Thursday, October 8, 2020

A New Technology for Web Browser Opt-Outs Could Trigger New Legal Requirements

If your organization has a website directed at California consumers (or US consumers generally), you should start thinking about this soon: A group has developed the technology to honor web browsers’ privacy signals, which could have implications under the California Consumer Privacy Act.

The California Online Privacy Protection Act of 2003 (CalOPPA) was the first broadly-applicable consumer privacy statue in the US. It merely required companies to have website privacy policy statements and to state clearly whether or not they would honor “Do Not Track” signals from a user’s web browser; it did not require companies to honor those signals.

The lawmakers assumed that technology would be created to honor those opt-out signals, and that companies would be pressured by market forces to honor them, but that never really happened.  It has been almost impossible to honor those signals until now, and as a result, almost all US-facing websites have a privacy policy statement that says “we do not recognize browsers’ Do Not Track signals.”

California's Attorney General, which enforces CalOPPA, was not satisfied with industry's failure to develop the technology and honor Do Not Track signals.  When the AG released regulations under the California Consumer Privacy Act, which became enforceable in mid-August, he included a provision that says that companies must honor browsers’ privacy signals as a valid Do Not Sell instruction…even though the technology doesn’t yet exist. T
he AG explained that the requirement "is forward-looking and intended to encourage innovation and the development of technological solutions to facilitate and govern the submission of requests to opt-out." Section 999.315 of the regulations says "[i]f a business collects personal information from consumers online, the business shall treat user-enabled global privacy controls, such as a browser plug-in or privacy setting, device setting, or other mechanism, that communicate or signal the consumer’s choice to opt-out of the sale of their personal information as a valid request submitted pursuant to Civil Code section 1798.120 for that browser or device, or, if known, for the consumer." [emphasis added]

Now, it appears a group of companies and nonprofits, including the Electronic Frontier Foundation and DuckDuckGo have developed the technology, calling it the Global Privacy Control framework.  THe express intent, according to the creators is "to communicate a Do Not Sell request from a global privacy control, as per CCPA-REGULATIONS §999.315." It is already available in beta in certain browser updates or as add-on browser scripts, and consumers will begin sending those signals all over the Internet.  Companies will  be under tremendous pressure to adopt the technology framework and begin honoring the signals quickly.
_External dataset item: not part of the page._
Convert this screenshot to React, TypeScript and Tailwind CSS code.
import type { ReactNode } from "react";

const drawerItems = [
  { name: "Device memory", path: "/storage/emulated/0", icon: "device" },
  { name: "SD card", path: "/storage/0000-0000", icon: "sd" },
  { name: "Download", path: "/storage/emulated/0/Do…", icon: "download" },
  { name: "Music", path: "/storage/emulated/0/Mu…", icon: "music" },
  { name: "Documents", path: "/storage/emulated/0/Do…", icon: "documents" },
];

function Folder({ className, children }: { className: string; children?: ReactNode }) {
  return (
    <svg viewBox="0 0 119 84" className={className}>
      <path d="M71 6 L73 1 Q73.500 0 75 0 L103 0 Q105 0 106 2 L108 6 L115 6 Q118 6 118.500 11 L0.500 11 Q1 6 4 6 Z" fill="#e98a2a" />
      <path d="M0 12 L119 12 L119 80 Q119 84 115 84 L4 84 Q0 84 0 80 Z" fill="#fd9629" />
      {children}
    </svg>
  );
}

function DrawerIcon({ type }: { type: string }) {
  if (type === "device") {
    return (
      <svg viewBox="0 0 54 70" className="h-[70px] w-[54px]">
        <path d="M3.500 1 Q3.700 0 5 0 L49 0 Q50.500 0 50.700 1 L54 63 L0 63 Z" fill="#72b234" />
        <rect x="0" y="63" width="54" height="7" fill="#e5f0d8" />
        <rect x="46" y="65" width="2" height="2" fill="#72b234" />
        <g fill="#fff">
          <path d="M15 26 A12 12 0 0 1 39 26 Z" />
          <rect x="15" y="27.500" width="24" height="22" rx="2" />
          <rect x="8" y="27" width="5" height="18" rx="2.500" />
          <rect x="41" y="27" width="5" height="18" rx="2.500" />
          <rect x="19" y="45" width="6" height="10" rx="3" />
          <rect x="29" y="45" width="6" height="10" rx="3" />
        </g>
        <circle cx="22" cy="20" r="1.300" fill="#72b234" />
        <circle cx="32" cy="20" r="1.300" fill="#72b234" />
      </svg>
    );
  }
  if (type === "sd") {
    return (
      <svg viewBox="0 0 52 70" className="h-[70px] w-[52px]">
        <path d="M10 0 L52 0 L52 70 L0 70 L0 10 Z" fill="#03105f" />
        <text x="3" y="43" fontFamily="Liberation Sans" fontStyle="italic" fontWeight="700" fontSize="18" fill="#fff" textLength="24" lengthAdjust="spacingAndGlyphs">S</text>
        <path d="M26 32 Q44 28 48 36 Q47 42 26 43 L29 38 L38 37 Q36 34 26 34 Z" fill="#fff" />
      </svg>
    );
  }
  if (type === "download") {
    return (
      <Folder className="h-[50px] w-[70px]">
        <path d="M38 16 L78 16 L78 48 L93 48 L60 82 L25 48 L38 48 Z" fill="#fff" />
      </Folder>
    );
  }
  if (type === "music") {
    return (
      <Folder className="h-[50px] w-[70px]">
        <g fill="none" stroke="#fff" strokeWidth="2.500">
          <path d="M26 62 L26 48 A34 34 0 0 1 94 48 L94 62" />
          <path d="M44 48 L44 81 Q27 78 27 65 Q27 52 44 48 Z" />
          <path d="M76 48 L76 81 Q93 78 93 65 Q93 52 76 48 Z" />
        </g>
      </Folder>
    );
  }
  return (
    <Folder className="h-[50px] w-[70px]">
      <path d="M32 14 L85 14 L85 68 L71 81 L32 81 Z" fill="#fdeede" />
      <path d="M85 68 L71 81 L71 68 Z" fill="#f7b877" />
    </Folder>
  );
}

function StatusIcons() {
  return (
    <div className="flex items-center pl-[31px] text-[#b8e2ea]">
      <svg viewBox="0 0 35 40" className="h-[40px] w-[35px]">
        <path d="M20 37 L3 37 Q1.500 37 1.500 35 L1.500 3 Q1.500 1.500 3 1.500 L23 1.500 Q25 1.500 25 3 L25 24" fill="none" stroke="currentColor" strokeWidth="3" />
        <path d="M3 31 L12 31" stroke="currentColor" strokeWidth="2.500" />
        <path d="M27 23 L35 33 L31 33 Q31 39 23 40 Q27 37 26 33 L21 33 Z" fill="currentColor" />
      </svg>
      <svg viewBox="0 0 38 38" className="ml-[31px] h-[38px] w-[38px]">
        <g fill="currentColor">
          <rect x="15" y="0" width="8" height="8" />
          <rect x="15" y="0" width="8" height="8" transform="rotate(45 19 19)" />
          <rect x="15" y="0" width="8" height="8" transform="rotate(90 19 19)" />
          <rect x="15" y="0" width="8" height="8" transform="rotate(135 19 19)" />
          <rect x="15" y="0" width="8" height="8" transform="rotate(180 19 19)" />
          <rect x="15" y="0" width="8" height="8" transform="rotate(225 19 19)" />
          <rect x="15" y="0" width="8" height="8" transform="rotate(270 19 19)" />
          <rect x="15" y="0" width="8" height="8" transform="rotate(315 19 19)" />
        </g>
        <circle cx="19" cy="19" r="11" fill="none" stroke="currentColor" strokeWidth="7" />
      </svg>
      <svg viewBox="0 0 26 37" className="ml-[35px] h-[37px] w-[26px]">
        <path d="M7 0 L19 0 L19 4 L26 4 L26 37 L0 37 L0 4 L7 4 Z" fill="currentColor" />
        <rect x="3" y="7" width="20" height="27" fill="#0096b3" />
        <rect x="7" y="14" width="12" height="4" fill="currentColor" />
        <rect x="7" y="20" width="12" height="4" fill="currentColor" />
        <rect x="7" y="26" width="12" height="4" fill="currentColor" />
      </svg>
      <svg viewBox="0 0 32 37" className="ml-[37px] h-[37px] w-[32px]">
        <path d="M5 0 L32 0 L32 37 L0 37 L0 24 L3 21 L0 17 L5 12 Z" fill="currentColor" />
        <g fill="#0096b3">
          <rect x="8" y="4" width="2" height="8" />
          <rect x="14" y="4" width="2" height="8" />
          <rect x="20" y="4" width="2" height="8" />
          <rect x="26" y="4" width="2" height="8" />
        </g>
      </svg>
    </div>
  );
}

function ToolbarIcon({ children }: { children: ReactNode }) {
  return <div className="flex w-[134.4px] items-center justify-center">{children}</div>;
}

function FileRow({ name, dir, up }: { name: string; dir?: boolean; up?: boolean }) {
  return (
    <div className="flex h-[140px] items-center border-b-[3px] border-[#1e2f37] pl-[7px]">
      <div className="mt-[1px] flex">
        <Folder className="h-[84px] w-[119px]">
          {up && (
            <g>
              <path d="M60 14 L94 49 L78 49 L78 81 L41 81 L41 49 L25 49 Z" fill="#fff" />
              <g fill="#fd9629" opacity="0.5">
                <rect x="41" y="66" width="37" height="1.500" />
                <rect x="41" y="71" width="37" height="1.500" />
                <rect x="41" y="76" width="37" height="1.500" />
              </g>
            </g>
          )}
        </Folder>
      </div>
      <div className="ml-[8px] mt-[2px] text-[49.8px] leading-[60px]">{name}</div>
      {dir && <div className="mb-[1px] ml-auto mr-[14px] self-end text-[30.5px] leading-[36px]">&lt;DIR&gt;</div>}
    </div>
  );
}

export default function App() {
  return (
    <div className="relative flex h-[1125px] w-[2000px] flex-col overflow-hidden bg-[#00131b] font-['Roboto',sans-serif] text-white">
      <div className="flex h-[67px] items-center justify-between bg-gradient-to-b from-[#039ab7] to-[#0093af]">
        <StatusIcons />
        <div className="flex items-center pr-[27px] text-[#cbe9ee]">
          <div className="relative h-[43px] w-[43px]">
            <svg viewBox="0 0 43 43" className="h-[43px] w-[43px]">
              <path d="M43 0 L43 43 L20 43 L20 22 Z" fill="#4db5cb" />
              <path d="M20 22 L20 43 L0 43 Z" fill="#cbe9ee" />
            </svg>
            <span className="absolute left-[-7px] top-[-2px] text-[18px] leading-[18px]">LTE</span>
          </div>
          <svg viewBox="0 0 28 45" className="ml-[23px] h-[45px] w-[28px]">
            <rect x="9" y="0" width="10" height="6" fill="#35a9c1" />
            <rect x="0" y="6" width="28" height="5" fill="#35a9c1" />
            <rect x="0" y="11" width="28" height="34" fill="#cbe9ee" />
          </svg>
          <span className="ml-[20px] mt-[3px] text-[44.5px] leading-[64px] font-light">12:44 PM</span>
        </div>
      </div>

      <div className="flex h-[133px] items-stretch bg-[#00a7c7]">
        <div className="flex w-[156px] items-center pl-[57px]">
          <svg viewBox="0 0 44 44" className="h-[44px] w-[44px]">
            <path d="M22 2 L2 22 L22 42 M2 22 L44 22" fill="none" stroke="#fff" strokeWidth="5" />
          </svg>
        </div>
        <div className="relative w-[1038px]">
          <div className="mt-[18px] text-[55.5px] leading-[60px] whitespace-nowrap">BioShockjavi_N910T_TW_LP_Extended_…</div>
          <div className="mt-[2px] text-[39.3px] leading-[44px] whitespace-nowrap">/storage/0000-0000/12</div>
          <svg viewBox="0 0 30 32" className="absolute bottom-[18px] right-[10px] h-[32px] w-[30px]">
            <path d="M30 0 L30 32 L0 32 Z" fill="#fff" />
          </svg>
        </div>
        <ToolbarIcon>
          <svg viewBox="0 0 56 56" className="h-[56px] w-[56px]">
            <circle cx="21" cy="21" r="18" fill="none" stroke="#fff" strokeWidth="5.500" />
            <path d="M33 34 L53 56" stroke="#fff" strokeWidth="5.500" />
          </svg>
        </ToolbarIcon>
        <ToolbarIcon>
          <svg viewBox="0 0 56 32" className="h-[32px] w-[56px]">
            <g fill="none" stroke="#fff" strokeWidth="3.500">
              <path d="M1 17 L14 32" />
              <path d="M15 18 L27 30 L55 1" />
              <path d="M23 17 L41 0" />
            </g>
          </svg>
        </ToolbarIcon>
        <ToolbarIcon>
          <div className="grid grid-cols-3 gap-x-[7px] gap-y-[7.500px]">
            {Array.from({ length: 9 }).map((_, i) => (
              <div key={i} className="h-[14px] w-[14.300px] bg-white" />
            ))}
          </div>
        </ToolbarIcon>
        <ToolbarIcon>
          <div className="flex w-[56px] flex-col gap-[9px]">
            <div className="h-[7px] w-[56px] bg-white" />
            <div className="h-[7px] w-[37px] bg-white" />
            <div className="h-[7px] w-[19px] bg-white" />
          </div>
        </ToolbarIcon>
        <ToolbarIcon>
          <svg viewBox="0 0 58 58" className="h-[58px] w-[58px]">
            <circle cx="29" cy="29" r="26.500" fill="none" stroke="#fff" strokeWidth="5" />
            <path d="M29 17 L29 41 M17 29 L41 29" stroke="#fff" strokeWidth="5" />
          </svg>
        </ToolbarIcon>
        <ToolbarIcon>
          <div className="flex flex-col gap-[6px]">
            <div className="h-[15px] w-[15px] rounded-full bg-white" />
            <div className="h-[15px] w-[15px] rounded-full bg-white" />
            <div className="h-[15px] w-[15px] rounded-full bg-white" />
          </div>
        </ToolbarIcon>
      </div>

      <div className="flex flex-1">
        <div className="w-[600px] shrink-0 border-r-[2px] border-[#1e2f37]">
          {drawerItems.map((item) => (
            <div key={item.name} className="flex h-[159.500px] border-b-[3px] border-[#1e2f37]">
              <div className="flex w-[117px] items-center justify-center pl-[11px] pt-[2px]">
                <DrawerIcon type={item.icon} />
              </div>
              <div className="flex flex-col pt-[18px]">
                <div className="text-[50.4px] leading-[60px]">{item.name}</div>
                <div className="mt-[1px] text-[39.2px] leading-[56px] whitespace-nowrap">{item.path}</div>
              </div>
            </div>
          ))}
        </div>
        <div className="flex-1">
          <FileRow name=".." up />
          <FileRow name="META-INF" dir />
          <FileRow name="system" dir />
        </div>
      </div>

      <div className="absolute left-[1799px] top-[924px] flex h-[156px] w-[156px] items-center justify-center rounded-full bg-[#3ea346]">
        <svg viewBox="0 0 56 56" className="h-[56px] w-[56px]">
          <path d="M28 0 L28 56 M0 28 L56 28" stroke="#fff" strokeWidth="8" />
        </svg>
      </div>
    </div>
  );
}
 It is not yet perfectly clear if and when the GPC would be treated as a legally binding Do-Not-Sell instruction.  Here's why:

  • It is not clear whether the AG had the authority to include this requirement in section 315 of the regulations.  The global privacy control concept is not expressly stated in the CCPA, although the DOJ and Office of Administrative Laws obviously felt the authority was there.  The delegation of authority to the AG in Section 1798.185(a)(7) is broad.
  • Competing frameworks could develop. It is not clear who will decide whether a framework is "official" or "enforceable."  Perhaps a formal endorsement of the California Attorney General is required.  California's Attorney General has informally endorsed the GPC framework via Twitter.
  • Right now the GPC framework is not a finalized standard, according to the website.  It's still being tested.  It is not certain when it would be finalized.

Because the CCPA's definition of "sale" is so broad, and could be interpreted to cover technologies that are ubiquitous across the web (such as third-party advertising cookies), the GPC could affect large numbers of website operators.

Key Point: Companies covered by CCPA should begin thinking now about whether and how to implement this new technical framework.